One thing chicks totally dig is sensual massage, and one of the reasons they dig it is that it’s unselfish. Which means you’re going to have to refrain from poking her with the little cowboy until she begs for it. And trust me, she will. Oh, yes. Of course, there is the slightest possibility that she will fall asleep, so better not to try to work it in after the game and before the Tonight Show. Make the evening – and her – your only priority.
A great sensual massage will pay dividends for a long time. She is guaranteed to brag about it to her friends, who will tell her how lucky she is and ask if you have brothers. Goodwill among her friends goes a very long day…women dearly love to be envied. Think of it as our version of arm wrestling.
To get started, set the stage. A light dinner served early, then pack her into a nice hot shower while you prepare the room, low lights, soft music, aromatherapy candles (just smell them and pick a nice one) and a flavored massage oil. Okay, I saw your eyes light up. Yes, flavored. You get to lick things, as long as you remember the little cowboy rule. You also get to be naked, but we’ll get to that. Oh, wait, before we get to the dinner part, you’ve already showered, shaved, and clipped your nails.
If you’re going to be sleeping in the same bed later, you might want to invest in a thick, absorbent oversized towel, preferably one that matches the sheets (just for aesthetics) and does not have cartoon characters on it. That kind of attention to detail tells her you planned in advance. She’ll be suitably impressed.
When she comes out of the shower all damp and steamy and smelling like freshly washed skin (don’t try to tell me that doesn’t turn you on), invite her to stretch out on the bed on her stomach. Begin the massage at her neck and proceed slowly down her body. Don’t put too much pressure or try to knead like the girls in that sleazy massage parlor you went to when you were at that convention, just rub gently in circular motions. The object here is to relax her and make her feel special. If you feel so inclined, you can follow your hands with kisses and licks. The warmth of your hands and relaxing motions are guaranteed to have an effect by the time you reach her lower back, but don’t stop. Work your way down her legs, spending a little extra time on her buttocks, because you know you want to. Lightly caress her inner thighs, but again, keep yourself in check. Massage her all the way to her toes, kiss your way back to her neck, and whisper that she should turn over.
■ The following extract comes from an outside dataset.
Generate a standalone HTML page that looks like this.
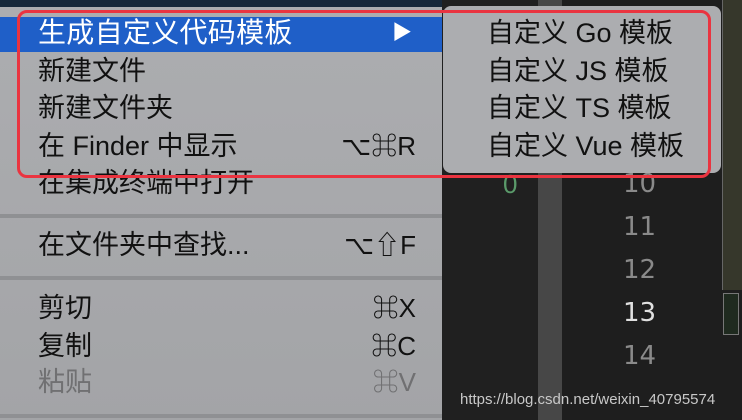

By this time, she should be breathing a little heavy and her eyes should be slightly glazed. Massaging her front is a little more tricky. It’s more about touch than about actual massage. Just use your hands to explore her body from neck to toes, paying special attention to sensitive areas (*sigh* yes, boobies and naughty bits). At some point, she’ll start squirming, moving her body to more comfortable positions… but stick to your guns. Don’t turn off the massage until she wraps her legs around you and pulls you down. At that point, I think it’s safe to say that she’s ready.
If she falls asleep, tiptoe out. This is about her, remember? When she wakes up, you’ll still get the goodies. In fact, you might get a LOT of goodies once she’s rested up, because she’s going to have some very interesting dreams.
A few points to remember:
- It’s okay to be naked, but keep your distance. You know what I mean.
- Watch the candles. Flaming curtains can really kill the mood
- Kids. If you’ve got them, get rid of them. Ditto pets. Fish can stay.
- Turn the phone off. No distractions.
- Also turn off computer and under no circumstances should you give in to the temptation to Twitter what you’re doing while you’re doing it. Unless you’re @mchammer, who seems to think it’s okay to tweet during tantric sex.
- Don’t make crude sexual innuendo or talk dirty to her. That totally blows the illusion that it’s about her. The only acceptable conversation is asking if what you’re doing is okay or whispering sweet nothings about how wonderful she is – and don’t overdo that, or she’ll think you did something wrong.
This is one of the very few times in life that you can do something completely about her that you will also enjoy, way better than going to a chick flick or her best friend’s baby shower. But if you blow it by making it all about sex, it will backfire in a big way. Done right, you can bring the magic back into your sex life… while licking chocolate flavored oil off every inch of her naked body. Need I say more?